Aim: In the listing below, locate the lines that hold "components" and copy them.

>>>>

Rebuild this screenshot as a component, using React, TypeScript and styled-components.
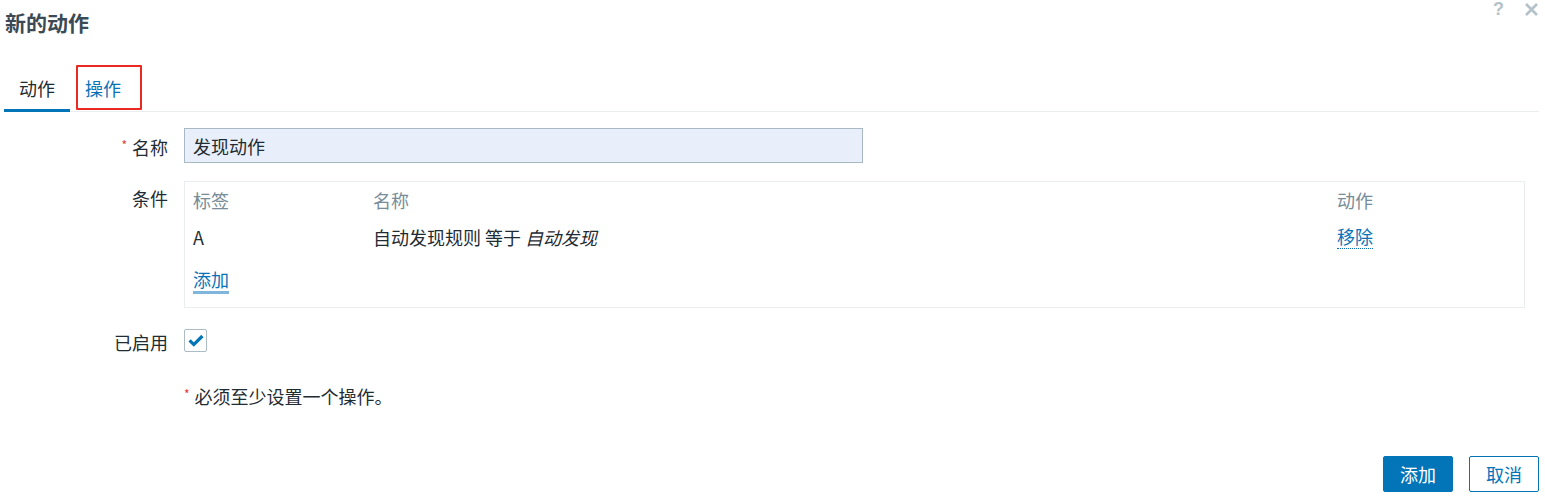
import styled, { createGlobalStyle } from 'styled-components';

const GlobalStyle = createGlobalStyle`
  body {
    margin: 0;
    background: #ffffff;
    font-family: "Noto Sans CJK SC", "Noto Sans", sans-serif;
    font-size: 18px;
    color: #1f2c33;
  }
`;

const Page = styled.div`
  width: 1545px;
  height: 501px;
  box-sizing: border-box;
  padding: 0 6px 0 4px;
  display: flex;
  flex-direction: column;
`;

const Header = styled.div`
  display: flex;
  justify-content: space-between;
  align-items: flex-start;
  height: 44px;
`;

const Title = styled.h2`
  margin: 0;
  padding-left: 1px;
  font-size: 21px;
  line-height: 44px;
  font-weight: 700;
  color: #3b4a54;
`;

const HeaderControls = styled.div`
  display: flex;
  align-items: center;
  gap: 20px;
  padding-top: 1px;
  color: #b4c1c9;
`;

const HelpMark = styled.span`
  font-family: "Liberation Sans", sans-serif;
  font-size: 18px;
  font-weight: 700;
  line-height: 17px;
`;

const TabList = styled.div`
  display: flex;
  margin-top: 20px;
  border-bottom: 1px solid #ebeef0;
`;

const Tab = styled.div<{ $active?: boolean }>`
  position: relative;
  padding: 12px 15px 9px 15px;
  line-height: 24px;
  color: ${p => (p.$active ? '#1f2c33' : '#0a72b6')};
  border-bottom: 3px solid ${p => (p.$active ? '#0275b8' : 'transparent')};
  margin-bottom: -1px;
`;

// red annotation box drawn over the second tab
const Marker = styled.span`
  position: absolute;
  left: 6px;
  right: -6px;
  top: 1px;
  bottom: -1px;
  border: 2px solid #ea2a22;
  border-radius: 1px;
`;

const Form = styled.div`
  display: grid;
  grid-template-columns: 164px 1fr;
  column-gap: 16px;
  padding-top: 16px;
  padding-right: 14px;
`;

const Label = styled.div<{ $mt?: number }>`
  text-align: right;
  line-height: 24px;
  padding-top: 5px;
  margin-top: ${p => p.$mt ?? 0}px;
  color: #1f2c33;
`;

const Field = styled.div<{ $mt?: number }>`
  margin-top: ${p => p.$mt ?? 0}px;
  display: flex;
  align-items: flex-start;
`;

const Star = styled.span`
  color: #e33734;
  font-size: 12px;
  vertical-align: 5px;
  margin-right: 5px;
`;

const TextInput = styled.input`
  width: 679px;
  height: 35px;
  box-sizing: border-box;
  border: 1px solid #a9b9c4;
  background: #e8effa;
  padding: 0 8px;
  font-family: inherit;
  font-size: 18px;
  color: #1f2c33;
  outline: none;
`;

const CondBox = styled.div`
  flex: 1;
  border: 1px solid #ebeef0;
  padding: 6px 9px 13px 8px;
`;

const CondRow = styled.div<{ $head?: boolean; $mt?: number }>`
  display: grid;
  grid-template-columns: 180px 1fr 178px;
  line-height: 24px;
  margin-top: ${p => p.$mt ?? 0}px;
  color: ${p => (p.$head ? '#768d99' : '#1f2c33')};
`;

const Italic = styled.em`
  font-style: italic;
`;

const DottedLink = styled.span`
  justify-self: start;
  color: #0a72b6;
  border-bottom: 1px dotted #0a72b6;
  line-height: 22px;
`;

const AddLink = styled.span`
  display: inline-block;
  margin-top: 19px;
  color: #0a72b6;
  line-height: 23px;
  border-bottom: 3px solid #80b6db;
`;

const Checkbox = styled.span`
  width: 23px;
  height: 23px;
  box-sizing: border-box;
  border: 1px solid #acbbc4;
  border-radius: 2px;
  display: flex;
  align-items: center;
  justify-content: center;
  background: #fff;
`;

const Note = styled.div`
  grid-column: 2;
  margin-top: 28px;
  line-height: 24px;
`;

const Footer = styled.div`
  margin-top: auto;
  margin-bottom: 9px;
  display: flex;
  justify-content: flex-end;
  gap: 16px;
`;

const Button = styled.button<{ $primary?: boolean }>`
  width: 70px;
  height: 36px;
  border-radius: 2px;
  border: 1px solid #0275b8;
  background: ${p => (p.$primary ? '#0275b8' : '#ffffff')};
  color: ${p => (p.$primary ? '#ffffff' : '#0275b8')};
  font-family: inherit;
  font-size: 18px;
  padding: 0;
  cursor: pointer;
`;

export default function App() {
  return (
    <>
      <GlobalStyle />
      <Page>
        <Header>
          <Title>新的动作</Title>
          <HeaderControls>
            <HelpMark>?</HelpMark>
            <svg width="15" height="13" viewBox="0 0 15 13">
              <path d="M2 1 L13 12 M13 1 L2 12" stroke="#b4c1c9" strokeWidth="2.6" />
            </svg>
          </HeaderControls>
        </Header>

        <TabList>
          <Tab $active>动作</Tab>
          <Tab>
            操作
            <Marker />
          </Tab>
        </TabList>

        <Form>
          <Label>
            <Star>*</Star>名称
          </Label>
          <Field>
            <TextInput defaultValue="发现动作" />
          </Field>

          <Label $mt={18}>条件</Label>
          <Field $mt={18}>
            <CondBox>
              <CondRow $head>
                <span>标签</span>
                <span>名称</span>
                <span>动作</span>
              </CondRow>
              <CondRow $mt={13}>
                <span>A</span>
                <span>
                  自动发现规则 等于 <Italic>自动发现</Italic>
                </span>
                <DottedLink>移除</DottedLink>
              </CondRow>
              <AddLink>添加</AddLink>
            </CondBox>
          </Field>

          <Label $mt={17}>已启用</Label>
          <Field $mt={21}>
            <Checkbox>
              <svg width="16" height="13" viewBox="0 0 16 13">
                <path d="M1.6 6.4 L5.8 10.6 L14.4 2" fill="none" stroke="#0275b8" strokeWidth="3.2" />
              </svg>
            </Checkbox>
          </Field>

          <Note>
            <Star>*</Star>必须至少设置一个操作。
          </Note>
        </Form>

        <Footer>
          <Button $primary>添加</Button>
          <Button>取消</Button>
        </Footer>
      </Page>
    </>
  );
}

<<<<

Reply to the task:
Rebuild this screenshot as a component, using React, TypeScript and styled-components.
import styled, { createGlobalStyle } from 'styled-components';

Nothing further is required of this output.